[Web page code records]
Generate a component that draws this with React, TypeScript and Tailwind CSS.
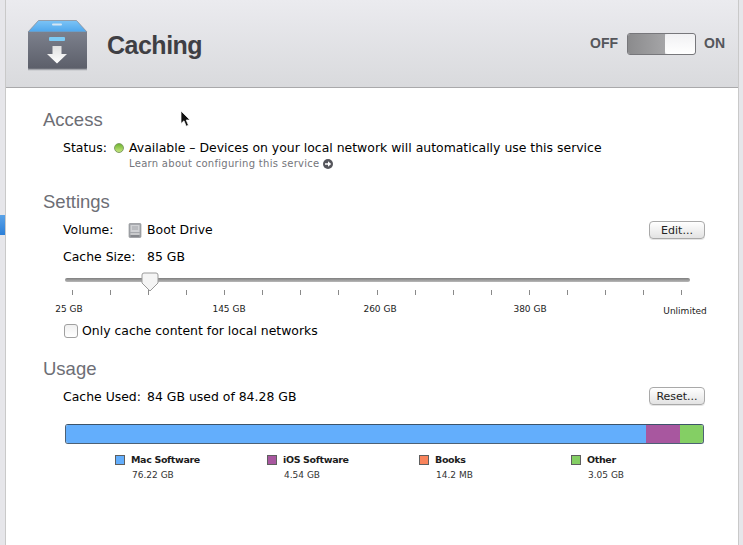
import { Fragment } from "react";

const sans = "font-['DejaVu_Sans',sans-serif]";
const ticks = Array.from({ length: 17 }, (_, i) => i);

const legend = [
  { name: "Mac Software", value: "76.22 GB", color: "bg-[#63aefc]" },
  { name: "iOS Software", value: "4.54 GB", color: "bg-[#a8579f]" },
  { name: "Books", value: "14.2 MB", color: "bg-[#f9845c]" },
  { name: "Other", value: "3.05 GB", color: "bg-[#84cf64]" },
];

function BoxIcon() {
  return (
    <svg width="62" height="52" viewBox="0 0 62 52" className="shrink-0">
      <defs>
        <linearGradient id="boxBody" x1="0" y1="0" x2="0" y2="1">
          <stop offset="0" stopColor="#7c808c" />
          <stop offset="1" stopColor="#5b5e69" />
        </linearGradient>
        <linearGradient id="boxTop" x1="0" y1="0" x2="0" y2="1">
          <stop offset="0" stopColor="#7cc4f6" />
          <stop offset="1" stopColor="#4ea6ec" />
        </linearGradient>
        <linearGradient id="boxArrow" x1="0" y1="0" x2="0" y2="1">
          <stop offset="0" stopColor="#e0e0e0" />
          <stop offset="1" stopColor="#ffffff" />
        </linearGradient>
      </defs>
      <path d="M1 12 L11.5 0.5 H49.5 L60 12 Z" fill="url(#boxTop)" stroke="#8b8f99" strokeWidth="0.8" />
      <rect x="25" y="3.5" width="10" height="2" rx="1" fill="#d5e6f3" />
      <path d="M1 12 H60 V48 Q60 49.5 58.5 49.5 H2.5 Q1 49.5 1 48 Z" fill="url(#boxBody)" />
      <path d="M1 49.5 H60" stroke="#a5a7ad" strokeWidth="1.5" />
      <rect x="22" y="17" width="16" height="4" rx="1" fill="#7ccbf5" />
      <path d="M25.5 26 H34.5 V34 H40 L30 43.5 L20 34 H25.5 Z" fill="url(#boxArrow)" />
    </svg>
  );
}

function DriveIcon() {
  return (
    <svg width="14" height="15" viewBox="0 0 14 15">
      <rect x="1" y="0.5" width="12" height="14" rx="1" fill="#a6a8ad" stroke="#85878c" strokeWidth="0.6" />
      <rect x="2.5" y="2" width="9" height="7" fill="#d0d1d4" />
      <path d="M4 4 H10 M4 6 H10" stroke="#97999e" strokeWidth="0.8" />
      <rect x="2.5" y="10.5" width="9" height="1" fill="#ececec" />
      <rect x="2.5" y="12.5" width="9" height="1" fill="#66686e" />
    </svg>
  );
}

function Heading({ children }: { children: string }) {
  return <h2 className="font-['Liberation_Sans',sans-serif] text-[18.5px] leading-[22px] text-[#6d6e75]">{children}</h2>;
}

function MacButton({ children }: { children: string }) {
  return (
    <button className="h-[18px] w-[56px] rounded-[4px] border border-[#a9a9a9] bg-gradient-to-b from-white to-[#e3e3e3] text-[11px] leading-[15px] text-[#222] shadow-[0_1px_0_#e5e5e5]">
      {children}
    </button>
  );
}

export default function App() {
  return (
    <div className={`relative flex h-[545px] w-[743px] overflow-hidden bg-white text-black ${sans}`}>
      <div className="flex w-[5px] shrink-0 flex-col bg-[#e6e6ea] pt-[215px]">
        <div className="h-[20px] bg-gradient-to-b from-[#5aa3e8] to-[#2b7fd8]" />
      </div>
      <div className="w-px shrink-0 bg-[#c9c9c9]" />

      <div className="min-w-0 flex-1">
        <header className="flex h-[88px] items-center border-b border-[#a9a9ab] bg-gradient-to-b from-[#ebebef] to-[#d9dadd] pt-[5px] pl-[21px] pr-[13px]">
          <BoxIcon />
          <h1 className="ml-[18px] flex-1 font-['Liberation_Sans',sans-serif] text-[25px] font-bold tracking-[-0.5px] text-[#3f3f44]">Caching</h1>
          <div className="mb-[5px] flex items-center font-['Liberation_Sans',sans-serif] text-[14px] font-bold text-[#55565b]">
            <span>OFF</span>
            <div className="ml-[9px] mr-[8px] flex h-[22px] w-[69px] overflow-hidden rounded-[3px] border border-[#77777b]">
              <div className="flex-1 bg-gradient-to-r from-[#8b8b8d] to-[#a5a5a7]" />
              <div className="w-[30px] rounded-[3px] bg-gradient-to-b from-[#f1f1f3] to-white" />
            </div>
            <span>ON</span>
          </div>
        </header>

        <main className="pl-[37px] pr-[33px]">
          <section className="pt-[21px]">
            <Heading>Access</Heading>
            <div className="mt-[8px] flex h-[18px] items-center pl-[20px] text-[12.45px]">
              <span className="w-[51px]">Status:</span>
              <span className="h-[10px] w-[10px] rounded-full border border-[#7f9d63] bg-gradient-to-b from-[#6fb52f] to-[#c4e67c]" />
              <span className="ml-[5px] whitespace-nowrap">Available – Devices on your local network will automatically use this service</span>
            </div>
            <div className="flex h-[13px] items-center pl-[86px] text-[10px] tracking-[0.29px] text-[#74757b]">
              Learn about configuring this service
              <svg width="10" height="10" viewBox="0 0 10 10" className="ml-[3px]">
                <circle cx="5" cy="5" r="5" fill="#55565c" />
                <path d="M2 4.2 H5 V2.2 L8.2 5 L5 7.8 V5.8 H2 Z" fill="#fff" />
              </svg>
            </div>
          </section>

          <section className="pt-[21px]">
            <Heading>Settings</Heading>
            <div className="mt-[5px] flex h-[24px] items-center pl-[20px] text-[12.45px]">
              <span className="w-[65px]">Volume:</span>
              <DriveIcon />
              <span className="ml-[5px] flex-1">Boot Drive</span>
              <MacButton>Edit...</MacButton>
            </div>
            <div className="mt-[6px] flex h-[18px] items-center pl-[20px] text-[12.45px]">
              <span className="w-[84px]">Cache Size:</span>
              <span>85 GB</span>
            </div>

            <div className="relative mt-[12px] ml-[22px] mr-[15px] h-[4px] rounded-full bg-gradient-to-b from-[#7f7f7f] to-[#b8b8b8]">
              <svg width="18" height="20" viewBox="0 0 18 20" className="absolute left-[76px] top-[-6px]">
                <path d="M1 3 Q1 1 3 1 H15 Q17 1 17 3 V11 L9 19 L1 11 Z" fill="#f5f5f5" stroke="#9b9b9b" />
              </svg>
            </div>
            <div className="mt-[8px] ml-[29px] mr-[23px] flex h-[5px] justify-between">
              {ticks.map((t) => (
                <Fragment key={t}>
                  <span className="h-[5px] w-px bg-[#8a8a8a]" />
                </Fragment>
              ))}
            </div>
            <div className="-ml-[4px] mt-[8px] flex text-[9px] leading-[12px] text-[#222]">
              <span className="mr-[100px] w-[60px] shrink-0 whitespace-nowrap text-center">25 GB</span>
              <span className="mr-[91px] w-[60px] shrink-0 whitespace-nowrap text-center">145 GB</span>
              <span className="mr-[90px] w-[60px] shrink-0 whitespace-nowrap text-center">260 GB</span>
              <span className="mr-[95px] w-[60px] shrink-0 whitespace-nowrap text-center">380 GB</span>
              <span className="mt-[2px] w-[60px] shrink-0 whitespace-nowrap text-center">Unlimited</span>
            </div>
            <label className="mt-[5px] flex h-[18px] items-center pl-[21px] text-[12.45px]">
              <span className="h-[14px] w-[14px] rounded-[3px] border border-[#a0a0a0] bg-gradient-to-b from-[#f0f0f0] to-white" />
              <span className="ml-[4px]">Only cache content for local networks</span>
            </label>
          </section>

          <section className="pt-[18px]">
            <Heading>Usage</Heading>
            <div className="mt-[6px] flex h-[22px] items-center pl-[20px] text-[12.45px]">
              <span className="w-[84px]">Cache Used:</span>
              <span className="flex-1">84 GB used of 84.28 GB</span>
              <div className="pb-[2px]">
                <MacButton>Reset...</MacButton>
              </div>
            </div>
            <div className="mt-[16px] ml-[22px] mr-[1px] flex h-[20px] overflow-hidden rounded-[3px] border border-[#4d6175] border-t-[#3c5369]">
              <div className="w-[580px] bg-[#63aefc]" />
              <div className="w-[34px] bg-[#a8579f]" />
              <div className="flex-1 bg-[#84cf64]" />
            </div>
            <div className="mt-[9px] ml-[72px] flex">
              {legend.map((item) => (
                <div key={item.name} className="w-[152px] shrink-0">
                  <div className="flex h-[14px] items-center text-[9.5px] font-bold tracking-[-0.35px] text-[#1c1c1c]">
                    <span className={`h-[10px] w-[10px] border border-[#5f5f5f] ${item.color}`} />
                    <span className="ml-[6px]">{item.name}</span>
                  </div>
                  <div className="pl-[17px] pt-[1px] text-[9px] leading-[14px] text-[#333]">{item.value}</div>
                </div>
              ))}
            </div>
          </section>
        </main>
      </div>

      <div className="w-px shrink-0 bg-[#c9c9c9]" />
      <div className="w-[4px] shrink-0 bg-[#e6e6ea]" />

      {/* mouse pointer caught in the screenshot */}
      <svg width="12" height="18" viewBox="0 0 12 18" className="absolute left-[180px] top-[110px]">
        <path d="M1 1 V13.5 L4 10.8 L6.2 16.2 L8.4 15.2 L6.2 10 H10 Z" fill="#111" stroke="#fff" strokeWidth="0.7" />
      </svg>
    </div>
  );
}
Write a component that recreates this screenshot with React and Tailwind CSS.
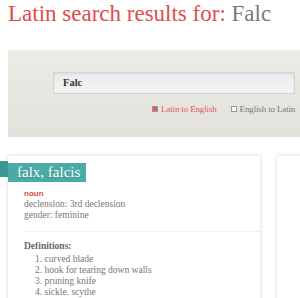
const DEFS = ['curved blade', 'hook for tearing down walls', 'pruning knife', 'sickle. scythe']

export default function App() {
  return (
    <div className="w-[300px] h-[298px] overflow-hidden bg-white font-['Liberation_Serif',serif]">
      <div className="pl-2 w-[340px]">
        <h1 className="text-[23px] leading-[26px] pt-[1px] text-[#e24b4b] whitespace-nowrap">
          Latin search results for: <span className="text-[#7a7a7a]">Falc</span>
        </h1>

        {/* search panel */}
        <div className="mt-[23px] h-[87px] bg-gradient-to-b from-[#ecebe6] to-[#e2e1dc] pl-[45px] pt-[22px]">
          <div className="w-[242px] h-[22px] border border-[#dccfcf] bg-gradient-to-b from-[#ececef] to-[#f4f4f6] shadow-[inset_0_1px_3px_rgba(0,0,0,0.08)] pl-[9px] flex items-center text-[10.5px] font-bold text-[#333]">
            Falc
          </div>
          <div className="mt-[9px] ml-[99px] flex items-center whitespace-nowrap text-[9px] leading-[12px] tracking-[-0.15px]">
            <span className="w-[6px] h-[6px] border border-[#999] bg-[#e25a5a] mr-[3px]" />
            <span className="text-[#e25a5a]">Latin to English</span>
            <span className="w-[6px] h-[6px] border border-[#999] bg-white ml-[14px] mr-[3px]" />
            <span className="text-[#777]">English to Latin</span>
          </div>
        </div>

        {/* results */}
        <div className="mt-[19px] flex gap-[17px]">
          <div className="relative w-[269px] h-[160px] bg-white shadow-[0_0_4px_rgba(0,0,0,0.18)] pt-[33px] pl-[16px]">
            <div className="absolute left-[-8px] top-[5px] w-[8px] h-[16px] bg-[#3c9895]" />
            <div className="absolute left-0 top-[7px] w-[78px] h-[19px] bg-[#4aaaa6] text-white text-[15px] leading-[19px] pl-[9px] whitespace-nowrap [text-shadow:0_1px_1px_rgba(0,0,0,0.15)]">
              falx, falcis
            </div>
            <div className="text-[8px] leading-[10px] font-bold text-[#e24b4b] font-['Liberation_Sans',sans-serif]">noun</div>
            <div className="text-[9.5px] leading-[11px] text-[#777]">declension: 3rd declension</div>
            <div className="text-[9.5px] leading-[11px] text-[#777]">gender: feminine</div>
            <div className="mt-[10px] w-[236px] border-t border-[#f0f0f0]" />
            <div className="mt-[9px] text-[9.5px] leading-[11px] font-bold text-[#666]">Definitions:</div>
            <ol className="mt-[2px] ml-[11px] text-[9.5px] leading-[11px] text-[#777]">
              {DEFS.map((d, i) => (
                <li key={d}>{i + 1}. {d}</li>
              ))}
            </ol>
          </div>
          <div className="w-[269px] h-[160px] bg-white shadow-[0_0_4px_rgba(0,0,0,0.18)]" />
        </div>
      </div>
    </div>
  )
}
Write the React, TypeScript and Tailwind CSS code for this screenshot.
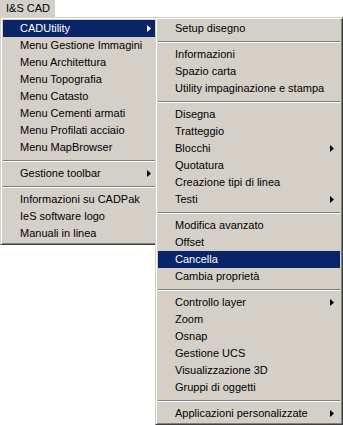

- _To be done_
Work out how many lines of the listing above include the word "TypeScript". Reply with nothing but the count.

- _Written response_
2